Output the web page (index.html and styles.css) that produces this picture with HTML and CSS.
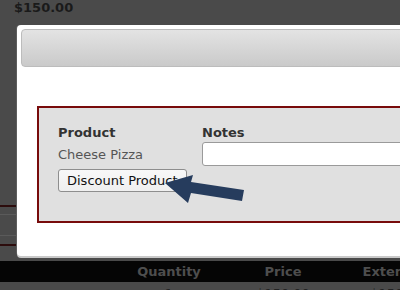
FILE: index.html
```html
<!DOCTYPE html>
<html>
<head>
<meta charset="utf-8">
<link rel="stylesheet" href="styles.css">
</head>
<body>
<div class="page">
  <div class="total">$150.00</div>
  <div class="rules">
    <div class="rule red"></div>
    <div class="gap g1"></div>
    <div class="rule gray"></div>
    <div class="gap g2"></div>
    <div class="rule gray"></div>
    <div class="gap g3"></div>
    <div class="rule red"></div>
  </div>
  <div class="thead">
    <span></span><span>Quantity</span><span>Price</span><span>Extended</span>
  </div>
  <div class="trow">
    <span></span><span>1</span><span>$150.00</span><span>$150.00</span>
  </div>
</div>

<div class="dialog">
  <div class="titlebar"></div>
  <div class="dialog-body">
    <div class="fieldset">
      <div class="form-grid">
        <div class="label">Product</div>
        <div class="label">Notes</div>
        <div class="value">Cheese Pizza</div>
        <div class="notes-input"></div>
        <div><button class="btn">Discount Product</button></div>
        <div></div>
      </div>
    </div>
  </div>
</div>

<svg class="arrow" width="400" height="290" viewBox="0 0 400 290">
  <polygon points="165,183 193,175 191,182 244,190 242,201 191,193 188,203" fill="#263c5d"/>
</svg>
</body>
</html>
```
FILE: styles.css
```css
html, body {
  margin: 0;
  padding: 0;
}
body {
  width: 400px;
  height: 290px;
  overflow: hidden;
  background: #4a4a4a;
  font-family: "DejaVu Sans", Verdana, sans-serif;
  font-size: 13px;
  position: relative;
}
.page {
  display: flex;
  flex-direction: column;
}
.total {
  padding-left: 14px;
  font-weight: bold;
  line-height: 15px;
  color: #1a1a1a;
}
.rules {
  margin-top: 190px;
  display: flex;
  flex-direction: column;
}
.rule.red { height: 2px; background: #2c0c0c; }
.rule.gray { height: 1px; background: #5a5a5a; }
.gap.g1 { height: 7px; }
.gap.g2 { height: 20px; }
.gap.g3 { height: 8px; }
.thead, .trow {
  display: grid;
  grid-template-columns: 112px 114px 114px 114px;
  text-align: center;
  white-space: nowrap;
}
.thead {
  margin-top: 15px;
  height: 21px;
  line-height: 21px;
  background: #050505;
  color: #4e4e4e;
  font-weight: bold;
}
.trow {
  padding-top: 4px;
  line-height: 15px;
  color: #222;
}
.dialog {
  position: absolute;
  left: 17px;
  top: 25px;
  width: 420px;
  height: 231px;
  box-sizing: border-box;
  padding: 4px;
  background: #fff;
  border-radius: 4px;
  box-shadow: 0 2px 0 #c9c9c9, -1px 0 0 #5e5e5e;
}
.titlebar {
  height: 38px;
  box-sizing: border-box;
  border: 1px solid #bcbcbc;
  border-radius: 4px;
  background: linear-gradient(#e3e3e3, #cacaca);
}
.dialog-body {
  padding: 39px 0 0 16px;
}
.fieldset {
  border: 2px solid #780b0b;
  background: #e0e0e0;
  padding: 16px 0 29px 19px;
}
.form-grid {
  display: grid;
  grid-template-columns: 144px 1fr;
  align-items: center;
}
.label {
  font-weight: bold;
  color: #333;
  line-height: 18px;
}
.value {
  color: #555;
  line-height: 15px;
}
.notes-input {
  height: 24px;
  box-sizing: border-box;
  border: 1px solid #9a9a9a;
  border-radius: 3px;
  background: #fff;
}
.btn {
  margin-top: 3px;
  height: 23px;
  padding: 0 8px;
  font-family: "DejaVu Sans", Verdana, sans-serif;
  font-size: 13px;
  color: #111;
  background: linear-gradient(#f8f8f8, #efefef);
  border: 1px solid #8e8e8e;
  border-radius: 3px;
  white-space: nowrap;
}
.arrow {
  position: absolute;
  left: 0;
  top: 0;
  pointer-events: none;
}
```
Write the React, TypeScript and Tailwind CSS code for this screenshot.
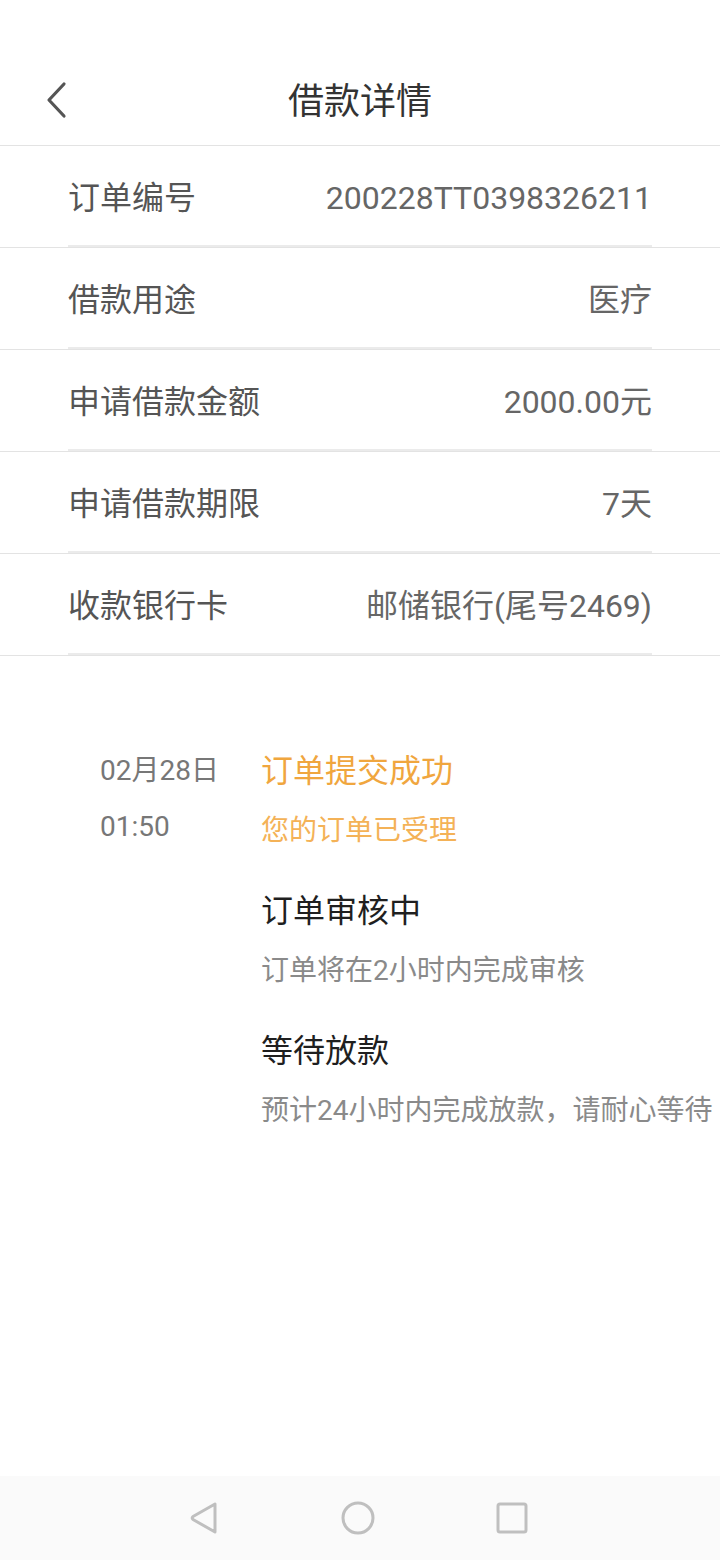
import React from "react";

const rows = [
  { label: "订单编号", value: "200228TT0398326211" },
  { label: "借款用途", value: "医疗" },
  { label: "申请借款金额", value: "2000.00元" },
  { label: "申请借款期限", value: "7天" },
  { label: "收款银行卡", value: "邮储银行(尾号2469)" },
];

const steps = [
  {
    title: "订单提交成功",
    desc: "您的订单已受理",
    titleClass: "text-[#f0a63e]",
    descClass: "text-[#f4b257]",
  },
  {
    title: "订单审核中",
    desc: "订单将在2小时内完成审核",
    titleClass: "text-[#1f1f1f]",
    descClass: "text-[#8a8a8a]",
  },
  {
    title: "等待放款",
    desc: "预计24小时内完成放款，请耐心等待",
    titleClass: "text-[#1f1f1f]",
    descClass: "text-[#8a8a8a]",
  },
];

export default function App() {
  return (
    <div
      className="h-[1560px] w-[720px] bg-white flex flex-col overflow-hidden"
      style={{ fontFamily: '"Roboto", "Noto Sans CJK SC", sans-serif' }}
    >
      {/* header */}
      <div className="h-[146px] pt-[60px] border-b border-[#e3e3e3] relative flex items-center justify-center">
        <button className="absolute left-[40px] top-[80px] w-[32px] h-[40px] flex items-center justify-center">
          <svg width="24" height="38" viewBox="0 0 24 38" fill="none">
            <path
              d="M20 3 L5 19 L20 35"
              stroke="#555"
              strokeWidth="3.2"
              strokeLinecap="round"
              strokeLinejoin="round"
            />
          </svg>
        </button>
        <h1 className="text-[36px] leading-[40px] text-[#333] mb-[2px]">借款详情</h1>
      </div>

      {/* detail rows */}
      <div>
        {rows.map((r) => (
          <div key={r.label} className="border-b border-[#e3e3e3]">
            <div className="mx-[68px] h-[101px] pt-[4px] border-b-2 border-[#ebebeb] flex items-center justify-between">
              <span className="text-[32px] leading-[40px] text-[#555]">{r.label}</span>
              <span className="text-[32px] leading-[40px] text-[#666]">{r.value}</span>
            </div>
          </div>
        ))}
      </div>

      {/* timeline */}
      <div className="mt-[95px] flex">
        <div className="w-[261px] pl-[100px] flex flex-col gap-[16px]">
          <span className="text-[28px] leading-[40px] text-[#777]">02月28日</span>
          <span className="text-[28px] leading-[40px] text-[#777]">01:50</span>
        </div>
        <div className="flex flex-col">
          {steps.map((s) => (
            <div key={s.title} className="flex flex-col gap-[20px] pb-[40px]">
              <span className={`text-[32px] leading-[40px] ${s.titleClass}`}>{s.title}</span>
              <span className={`text-[28px] leading-[40px] whitespace-nowrap ${s.descClass}`}>
                {s.desc}
              </span>
            </div>
          ))}
        </div>
      </div>

      {/* system nav bar */}
      <div className="mt-auto h-[84px] bg-[#fafafa] flex items-center justify-center gap-[118px] pr-[4px]">
        <svg width="36" height="36" viewBox="0 0 36 36" fill="none">
          <path
            d="M29 4 L29 32 L7 19.5 Q5.5 18 7 16.5 Z"
            stroke="#bfbfbf"
            strokeWidth="3"
            strokeLinejoin="round"
          />
        </svg>
        <svg width="36" height="36" viewBox="0 0 36 36" fill="none">
          <circle cx="18" cy="18" r="15" stroke="#bfbfbf" strokeWidth="3" />
        </svg>
        <svg width="36" height="36" viewBox="0 0 36 36" fill="none">
          <rect x="4" y="4" width="28" height="28" rx="2" stroke="#bfbfbf" strokeWidth="3" />
        </svg>
      </div>
    </div>
  );
}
——
■ Exercise objective: Write out all the entries again, word for word, and print no images.

■ Output of the task:
Output the web page (index.html and styles.css) that produces this picture with HTML and CSS.
FILE: index.html
```html
<!DOCTYPE html>
<html>
<head>
<meta charset="utf-8">
<link rel="stylesheet" href="styles.css">
</head>
<body>
<div class="page">
  <div class="total">$150.00</div>
  <div class="rules">
    <div class="rule red"></div>
    <div class="gap g1"></div>
    <div class="rule gray"></div>
    <div class="gap g2"></div>
    <div class="rule gray"></div>
    <div class="gap g3"></div>
    <div class="rule red"></div>
  </div>
  <div class="thead">
    <span></span><span>Quantity</span><span>Price</span><span>Extended</span>
  </div>
  <div class="trow">
    <span></span><span>1</span><span>$150.00</span><span>$150.00</span>
  </div>
</div>

<div class="dialog">
  <div class="titlebar"></div>
  <div class="dialog-body">
    <div class="fieldset">
      <div class="form-grid">
        <div class="label">Product</div>
        <div class="label">Notes</div>
        <div class="value">Cheese Pizza</div>
        <div class="notes-input"></div>
        <div><button class="btn">Discount Product</button></div>
        <div></div>
      </div>
    </div>
  </div>
</div>

<svg class="arrow" width="400" height="290" viewBox="0 0 400 290">
  <polygon points="165,183 193,175 191,182 244,190 242,201 191,193 188,203" fill="#263c5d"/>
</svg>
</body>
</html>
```
FILE: styles.css
```css
html, body {
  margin: 0;
  padding: 0;
}
body {
  width: 400px;
  height: 290px;
  overflow: hidden;
  background: #4a4a4a;
  font-family: "DejaVu Sans", Verdana, sans-serif;
  font-size: 13px;
  position: relative;
}
.page {
  display: flex;
  flex-direction: column;
}
.total {
  padding-left: 14px;
  font-weight: bold;
  line-height: 15px;
  color: #1a1a1a;
}
.rules {
  margin-top: 190px;
  display: flex;
  flex-direction: column;
}
.rule.red { height: 2px; background: #2c0c0c; }
.rule.gray { height: 1px; background: #5a5a5a; }
.gap.g1 { height: 7px; }
.gap.g2 { height: 20px; }
.gap.g3 { height: 8px; }
.thead, .trow {
  display: grid;
  grid-template-columns: 112px 114px 114px 114px;
  text-align: center;
  white-space: nowrap;
}
.thead {
  margin-top: 15px;
  height: 21px;
  line-height: 21px;
  background: #050505;
  color: #4e4e4e;
  font-weight: bold;
}
.trow {
  padding-top: 4px;
  line-height: 15px;
  color: #222;
}
.dialog {
  position: absolute;
  left: 17px;
  top: 25px;
  width: 420px;
  height: 231px;
  box-sizing: border-box;
  padding: 4px;
  background: #fff;
  border-radius: 4px;
  box-shadow: 0 2px 0 #c9c9c9, -1px 0 0 #5e5e5e;
}
.titlebar {
  height: 38px;
  box-sizing: border-box;
  border: 1px solid #bcbcbc;
  border-radius: 4px;
  background: linear-gradient(#e3e3e3, #cacaca);
}
.dialog-body {
  padding: 39px 0 0 16px;
}
.fieldset {
  border: 2px solid #780b0b;
  background: #e0e0e0;
  padding: 16px 0 29px 19px;
}
.form-grid {
  display: grid;
  grid-template-columns: 144px 1fr;
  align-items: center;
}
.label {
  font-weight: bold;
  color: #333;
  line-height: 18px;
}
.value {
  color: #555;
  line-height: 15px;
}
.notes-input {
  height: 24px;
  box-sizing: border-box;
  border: 1px solid #9a9a9a;
  border-radius: 3px;
  background: #fff;
}
.btn {
  margin-top: 3px;
  height: 23px;
  padding: 0 8px;
  font-family: "DejaVu Sans", Verdana, sans-serif;
  font-size: 13px;
  color: #111;
  background: linear-gradient(#f8f8f8, #efefef);
  border: 1px solid #8e8e8e;
  border-radius: 3px;
  white-space: nowrap;
}
.arrow {
  position: absolute;
  left: 0;
  top: 0;
  pointer-events: none;
}
```
Write the React, TypeScript and Tailwind CSS code for this screenshot.
import React from "react";

const rows = [
  { label: "订单编号", value: "200228TT0398326211" },
  { label: "借款用途", value: "医疗" },
  { label: "申请借款金额", value: "2000.00元" },
  { label: "申请借款期限", value: "7天" },
  { label: "收款银行卡", value: "邮储银行(尾号2469)" },
];

const steps = [
  {
    title: "订单提交成功",
    desc: "您的订单已受理",
    titleClass: "text-[#f0a63e]",
    descClass: "text-[#f4b257]",
  },
  {
    title: "订单审核中",
    desc: "订单将在2小时内完成审核",
    titleClass: "text-[#1f1f1f]",
    descClass: "text-[#8a8a8a]",
  },
  {
    title: "等待放款",
    desc: "预计24小时内完成放款，请耐心等待",
    titleClass: "text-[#1f1f1f]",
    descClass: "text-[#8a8a8a]",
  },
];

export default function App() {
  return (
    <div
      className="h-[1560px] w-[720px] bg-white flex flex-col overflow-hidden"
      style={{ fontFamily: '"Roboto", "Noto Sans CJK SC", sans-serif' }}
    >
      {/* header */}
      <div className="h-[146px] pt-[60px] border-b border-[#e3e3e3] relative flex items-center justify-center">
        <button className="absolute left-[40px] top-[80px] w-[32px] h-[40px] flex items-center justify-center">
          <svg width="24" height="38" viewBox="0 0 24 38" fill="none">
            <path
              d="M20 3 L5 19 L20 35"
              stroke="#555"
              strokeWidth="3.2"
              strokeLinecap="round"
              strokeLinejoin="round"
            />
          </svg>
        </button>
        <h1 className="text-[36px] leading-[40px] text-[#333] mb-[2px]">借款详情</h1>
      </div>

      {/* detail rows */}
      <div>
        {rows.map((r) => (
          <div key={r.label} className="border-b border-[#e3e3e3]">
            <div className="mx-[68px] h-[101px] pt-[4px] border-b-2 border-[#ebebeb] flex items-center justify-between">
              <span className="text-[32px] leading-[40px] text-[#555]">{r.label}</span>
              <span className="text-[32px] leading-[40px] text-[#666]">{r.value}</span>
            </div>
          </div>
        ))}
      </div>

      {/* timeline */}
      <div className="mt-[95px] flex">
        <div className="w-[261px] pl-[100px] flex flex-col gap-[16px]">
          <span className="text-[28px] leading-[40px] text-[#777]">02月28日</span>
          <span className="text-[28px] leading-[40px] text-[#777]">01:50</span>
        </div>
        <div className="flex flex-col">
          {steps.map((s) => (
            <div key={s.title} className="flex flex-col gap-[20px] pb-[40px]">
              <span className={`text-[32px] leading-[40px] ${s.titleClass}`}>{s.title}</span>
              <span className={`text-[28px] leading-[40px] whitespace-nowrap ${s.descClass}`}>
                {s.desc}
              </span>
            </div>
          ))}
        </div>
      </div>

      {/* system nav bar */}
      <div className="mt-auto h-[84px] bg-[#fafafa] flex items-center justify-center gap-[118px] pr-[4px]">
        <svg width="36" height="36" viewBox="0 0 36 36" fill="none">
          <path
            d="M29 4 L29 32 L7 19.5 Q5.5 18 7 16.5 Z"
            stroke="#bfbfbf"
            strokeWidth="3"
            strokeLinejoin="round"
          />
        </svg>
        <svg width="36" height="36" viewBox="0 0 36 36" fill="none">
          <circle cx="18" cy="18" r="15" stroke="#bfbfbf" strokeWidth="3" />
        </svg>
        <svg width="36" height="36" viewBox="0 0 36 36" fill="none">
          <rect x="4" y="4" width="28" height="28" rx="2" stroke="#bfbfbf" strokeWidth="3" />
        </svg>
      </div>
    </div>
  );
}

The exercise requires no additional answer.